▶ _What the exercise asks_
Set down each line of the data below exactly as it stands, dropping the pictures.

++++++

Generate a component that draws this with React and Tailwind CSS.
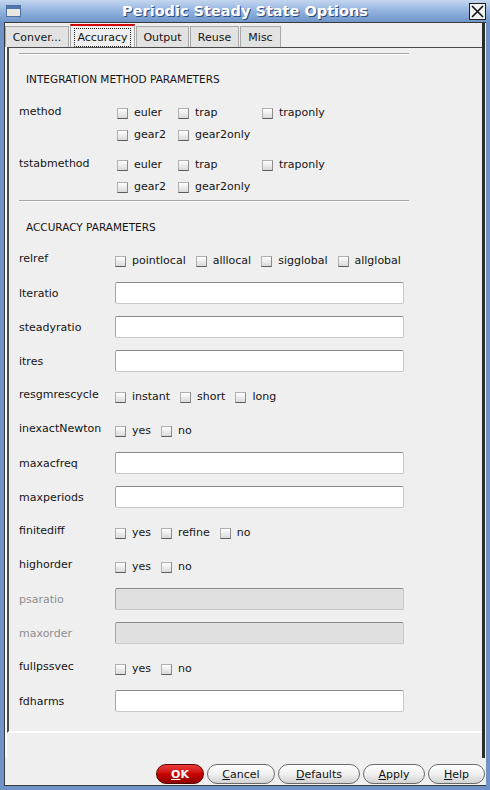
const Box = () => (
  <span className="inline-block h-[11px] w-[11px] shrink-0 border border-[#b0b0b0] border-b-[#5c5c5c] border-r-[#8c8c8c] bg-linear-to-b from-white to-[#d9d9d9]" />
);

const Opt = ({ label, w = "" }) => (
  <div className={`flex items-center gap-[6px] ${w}`}>
    <Box />
    <span>{label}</span>
  </div>
);

const Field = ({ disabled }) => (
  <div
    className={`h-[22px] w-[289px] rounded-[2px] border border-[#c8c8c8] border-t-[#8a8a8a] border-l-[#a8a8a8] ${
      disabled ? "bg-[#e0e0e0]" : "bg-white"
    }`}
  />
);

const Row = ({ label, disabled, children }) => (
  <div className="flex h-[34px] items-center">
    <div className={`mt-[2px] w-[96px] ${disabled ? "text-[#8e8e8e]" : ""}`}>{label}</div>
    {children}
  </div>
);

const CheckRow = ({ label, options }) => (
  <div className="flex h-[34px] items-center">
    <div className="w-[96px]">{label}</div>
    <div className="mt-[4px] flex items-center gap-[10px]">
      {options.map((o) => (
        <Opt key={o} label={o} />
      ))}
    </div>
  </div>
);

const MethodGroup = ({ label }) => (
  <div>
    <div className="flex h-[22px] items-center">
      <div className="-mt-[2px] w-[98px]">{label}</div>
      <Opt label="euler" w="w-[61px]" />
      <Opt label="trap" w="w-[84px]" />
      <Opt label="traponly" />
    </div>
    <div className="flex h-[22px] items-center">
      <div className="w-[98px]" />
      <Opt label="gear2" w="w-[61px]" />
      <Opt label="gear2only" />
    </div>
  </div>
);

const Separator = () => <div className="w-[390px] border-t border-b border-t-[#a4a4a4] border-b-white" />;

const tabs = [
  { name: "Conver...", w: "w-[64px]" },
  { name: "Accuracy", w: "w-[65px]", active: true },
  { name: "Output", w: "w-[53px]" },
  { name: "Reuse", w: "w-[49px]" },
  { name: "Misc", w: "w-[41px]" },
];

const Btn = ({ first, rest, w }) => (
  <button
    className={`h-[20px] ${w} rounded-full border border-[#6a6a6a] bg-linear-to-b from-white via-[#f0f0f0] to-[#d2d2d2] pt-[2px] text-[11px] text-[#111]`}
  >
    <span className="underline">{first}</span>
    {rest}
  </button>
);

export default function App() {
  return (
    <div className="h-[790px] w-[490px] bg-[#6f93c7] px-[4px] pb-[4px] font-['DejaVu_Sans',sans-serif] text-[11px] text-[#141414]">
      {/* title bar */}
      <div className="-mx-[4px] grid h-[22px] grid-cols-[1fr_auto_1fr] items-center bg-linear-to-b from-[#c3d6ef] via-[#93b3de] to-[#6f95ca] px-[6px]">
        <div className="flex">
          <div className="h-[12px] w-[15px] border border-[#4c6f9f] bg-linear-to-b from-[#4f78b0] from-25% to-[#e8e8e0] to-25%" />
        </div>
        <div className="pt-[1px] text-[14.5px] font-bold text-white [text-shadow:1px_1px_0_#284a7c]">
          Periodic Steady State Options
        </div>
        <div className="flex justify-end -mr-[2px]">
          <div className="flex h-[17px] w-[17px] items-center justify-center border border-[#1e1e1e] bg-[#f2f2f2]">
            <svg width="13" height="13" viewBox="0 0 13 13">
              <path d="M1 1 L12 12 M12 1 L1 12" stroke="#111" strokeWidth="1.6" />
            </svg>
          </div>
        </div>
      </div>

      {/* body */}
      <div className="flex h-[764px] flex-col border-t border-l border-b border-[#3a3a3a] bg-[#efefef]">
        <div className="mr-[1px] flex flex-col border-r-[3px] border-r-[#2c2c2c]">
          {/* tabs */}
          <div className="flex h-[24px] items-end gap-[1px]">
            {tabs.map((t) =>
              t.active ? (
                <div
                  key={t.name}
                  className={`${t.w} flex h-[23px] items-end justify-center border-x border-x-[#a8a8a8] border-t-2 border-t-[#d20000] bg-[#efefef] px-[3px]`}
                >
                  <span className="flex h-[19px] w-full items-center justify-center border border-dotted border-[#222] pt-[2px]">
                    {t.name}
                  </span>
                </div>
              ) : (
                <div
                  key={t.name}
                  className={`${t.w} flex h-[21px] items-center justify-center border border-b-0 border-[#a8a8a8] bg-[#e2e2e2] pt-[3px]`}
                >
                  {t.name}
                </div>
              )
            )}
          </div>

          {/* panel */}
          <div className="border-l-2 border-l-[#fafafa]">
            <div className="h-[686px] border-t border-l-2 border-b-2 border-t-[#4a4a4a] border-l-[#4a4a4a] border-b-white pl-[10px] pt-[5px]">
              <Separator />
              <div className="mt-[12px] flex h-[26px] items-center pl-[7px] text-[10.5px]">
                INTEGRATION METHOD PARAMETERS
              </div>
              <div className="mt-[9px] flex flex-col gap-[8px]">
                <MethodGroup label="method" />
                <MethodGroup label="tstabmethod" />
              </div>
              <div className="mt-[2px]">
                <Separator />
              </div>
              <div className="mt-[13px] flex h-[26px] items-center pl-[7px] text-[10.5px]">ACCURACY PARAMETERS</div>
              <div className="mt-[1px]">
                <CheckRow label="relref" options={["pointlocal", "alllocal", "sigglobal", "allglobal"]} />
                <Row label="lteratio">
                  <Field />
                </Row>
                <Row label="steadyratio">
                  <Field />
                </Row>
                <Row label="itres">
                  <Field />
                </Row>
                <CheckRow label="resgmrescycle" options={["instant", "short", "long"]} />
                <CheckRow label="inexactNewton" options={["yes", "no"]} />
                <Row label="maxacfreq">
                  <Field />
                </Row>
                <Row label="maxperiods">
                  <Field />
                </Row>
                <CheckRow label="finitediff" options={["yes", "refine", "no"]} />
                <CheckRow label="highorder" options={["yes", "no"]} />
                <Row label="psaratio" disabled>
                  <Field disabled />
                </Row>
                <Row label="maxorder" disabled>
                  <Field disabled />
                </Row>
                <CheckRow label="fullpssvec" options={["yes", "no"]} />
                <Row label="fdharms">
                  <Field />
                </Row>
              </div>
            </div>
            <div className="h-[25px]" />
          </div>
        </div>

        {/* buttons */}
        <div className="mt-[6px] flex justify-end gap-[3px] pr-[1px]">
          <button className="h-[20px] w-[48px] rounded-full border border-[#5a0000] bg-linear-to-b from-[#ec3a3a] via-[#c80000] to-[#8e0000] pt-[2px] text-[11px] font-bold text-white">
            <span className="underline">O</span>K
          </button>
          <Btn first="C" rest="ancel" w="w-[68px]" />
          <Btn first="D" rest="efaults" w="w-[82px]" />
          <Btn first="A" rest="pply" w="w-[62px]" />
          <Btn first="H" rest="elp" w="w-[57px]" />
        </div>
      </div>
    </div>
  );
}
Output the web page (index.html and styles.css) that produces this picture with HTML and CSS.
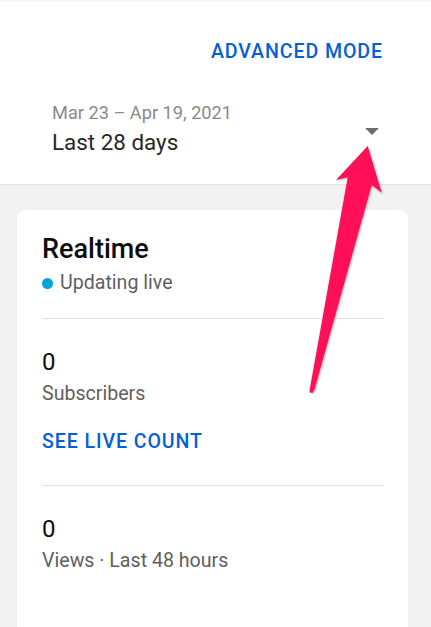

++++++

▶ _Problem solution_
Generate a component that draws this with React and Tailwind CSS.
const Box = () => (
  <span className="inline-block h-[11px] w-[11px] shrink-0 border border-[#b0b0b0] border-b-[#5c5c5c] border-r-[#8c8c8c] bg-linear-to-b from-white to-[#d9d9d9]" />
);

const Opt = ({ label, w = "" }) => (
  <div className={`flex items-center gap-[6px] ${w}`}>
    <Box />
    <span>{label}</span>
  </div>
);

const Field = ({ disabled }) => (
  <div
    className={`h-[22px] w-[289px] rounded-[2px] border border-[#c8c8c8] border-t-[#8a8a8a] border-l-[#a8a8a8] ${
      disabled ? "bg-[#e0e0e0]" : "bg-white"
    }`}
  />
);

const Row = ({ label, disabled, children }) => (
  <div className="flex h-[34px] items-center">
    <div className={`mt-[2px] w-[96px] ${disabled ? "text-[#8e8e8e]" : ""}`}>{label}</div>
    {children}
  </div>
);

const CheckRow = ({ label, options }) => (
  <div className="flex h-[34px] items-center">
    <div className="w-[96px]">{label}</div>
    <div className="mt-[4px] flex items-center gap-[10px]">
      {options.map((o) => (
        <Opt key={o} label={o} />
      ))}
    </div>
  </div>
);

const MethodGroup = ({ label }) => (
  <div>
    <div className="flex h-[22px] items-center">
      <div className="-mt-[2px] w-[98px]">{label}</div>
      <Opt label="euler" w="w-[61px]" />
      <Opt label="trap" w="w-[84px]" />
      <Opt label="traponly" />
    </div>
    <div className="flex h-[22px] items-center">
      <div className="w-[98px]" />
      <Opt label="gear2" w="w-[61px]" />
      <Opt label="gear2only" />
    </div>
  </div>
);

const Separator = () => <div className="w-[390px] border-t border-b border-t-[#a4a4a4] border-b-white" />;

const tabs = [
  { name: "Conver...", w: "w-[64px]" },
  { name: "Accuracy", w: "w-[65px]", active: true },
  { name: "Output", w: "w-[53px]" },
  { name: "Reuse", w: "w-[49px]" },
  { name: "Misc", w: "w-[41px]" },
];

const Btn = ({ first, rest, w }) => (
  <button
    className={`h-[20px] ${w} rounded-full border border-[#6a6a6a] bg-linear-to-b from-white via-[#f0f0f0] to-[#d2d2d2] pt-[2px] text-[11px] text-[#111]`}
  >
    <span className="underline">{first}</span>
    {rest}
  </button>
);

export default function App() {
  return (
    <div className="h-[790px] w-[490px] bg-[#6f93c7] px-[4px] pb-[4px] font-['DejaVu_Sans',sans-serif] text-[11px] text-[#141414]">
      {/* title bar */}
      <div className="-mx-[4px] grid h-[22px] grid-cols-[1fr_auto_1fr] items-center bg-linear-to-b from-[#c3d6ef] via-[#93b3de] to-[#6f95ca] px-[6px]">
        <div className="flex">
          <div className="h-[12px] w-[15px] border border-[#4c6f9f] bg-linear-to-b from-[#4f78b0] from-25% to-[#e8e8e0] to-25%" />
        </div>
        <div className="pt-[1px] text-[14.5px] font-bold text-white [text-shadow:1px_1px_0_#284a7c]">
          Periodic Steady State Options
        </div>
        <div className="flex justify-end -mr-[2px]">
          <div className="flex h-[17px] w-[17px] items-center justify-center border border-[#1e1e1e] bg-[#f2f2f2]">
            <svg width="13" height="13" viewBox="0 0 13 13">
              <path d="M1 1 L12 12 M12 1 L1 12" stroke="#111" strokeWidth="1.6" />
            </svg>
          </div>
        </div>
      </div>

      {/* body */}
      <div className="flex h-[764px] flex-col border-t border-l border-b border-[#3a3a3a] bg-[#efefef]">
        <div className="mr-[1px] flex flex-col border-r-[3px] border-r-[#2c2c2c]">
          {/* tabs */}
          <div className="flex h-[24px] items-end gap-[1px]">
            {tabs.map((t) =>
              t.active ? (
                <div
                  key={t.name}
                  className={`${t.w} flex h-[23px] items-end justify-center border-x border-x-[#a8a8a8] border-t-2 border-t-[#d20000] bg-[#efefef] px-[3px]`}
                >
                  <span className="flex h-[19px] w-full items-center justify-center border border-dotted border-[#222] pt-[2px]">
                    {t.name}
                  </span>
                </div>
              ) : (
                <div
                  key={t.name}
                  className={`${t.w} flex h-[21px] items-center justify-center border border-b-0 border-[#a8a8a8] bg-[#e2e2e2] pt-[3px]`}
                >
                  {t.name}
                </div>
              )
            )}
          </div>

          {/* panel */}
          <div className="border-l-2 border-l-[#fafafa]">
            <div className="h-[686px] border-t border-l-2 border-b-2 border-t-[#4a4a4a] border-l-[#4a4a4a] border-b-white pl-[10px] pt-[5px]">
              <Separator />
              <div className="mt-[12px] flex h-[26px] items-center pl-[7px] text-[10.5px]">
                INTEGRATION METHOD PARAMETERS
              </div>
              <div className="mt-[9px] flex flex-col gap-[8px]">
                <MethodGroup label="method" />
                <MethodGroup label="tstabmethod" />
              </div>
              <div className="mt-[2px]">
                <Separator />
              </div>
              <div className="mt-[13px] flex h-[26px] items-center pl-[7px] text-[10.5px]">ACCURACY PARAMETERS</div>
              <div className="mt-[1px]">
                <CheckRow label="relref" options={["pointlocal", "alllocal", "sigglobal", "allglobal"]} />
                <Row label="lteratio">
                  <Field />
                </Row>
                <Row label="steadyratio">
                  <Field />
                </Row>
                <Row label="itres">
                  <Field />
                </Row>
                <CheckRow label="resgmrescycle" options={["instant", "short", "long"]} />
                <CheckRow label="inexactNewton" options={["yes", "no"]} />
                <Row label="maxacfreq">
                  <Field />
                </Row>
                <Row label="maxperiods">
                  <Field />
                </Row>
                <CheckRow label="finitediff" options={["yes", "refine", "no"]} />
                <CheckRow label="highorder" options={["yes", "no"]} />
                <Row label="psaratio" disabled>
                  <Field disabled />
                </Row>
                <Row label="maxorder" disabled>
                  <Field disabled />
                </Row>
                <CheckRow label="fullpssvec" options={["yes", "no"]} />
                <Row label="fdharms">
                  <Field />
                </Row>
              </div>
            </div>
            <div className="h-[25px]" />
          </div>
        </div>

        {/* buttons */}
        <div className="mt-[6px] flex justify-end gap-[3px] pr-[1px]">
          <button className="h-[20px] w-[48px] rounded-full border border-[#5a0000] bg-linear-to-b from-[#ec3a3a] via-[#c80000] to-[#8e0000] pt-[2px] text-[11px] font-bold text-white">
            <span className="underline">O</span>K
          </button>
          <Btn first="C" rest="ancel" w="w-[68px]" />
          <Btn first="D" rest="efaults" w="w-[82px]" />
          <Btn first="A" rest="pply" w="w-[62px]" />
          <Btn first="H" rest="elp" w="w-[57px]" />
        </div>
      </div>
    </div>
  );
}
Output the web page (index.html and styles.css) that produces this picture with HTML and CSS.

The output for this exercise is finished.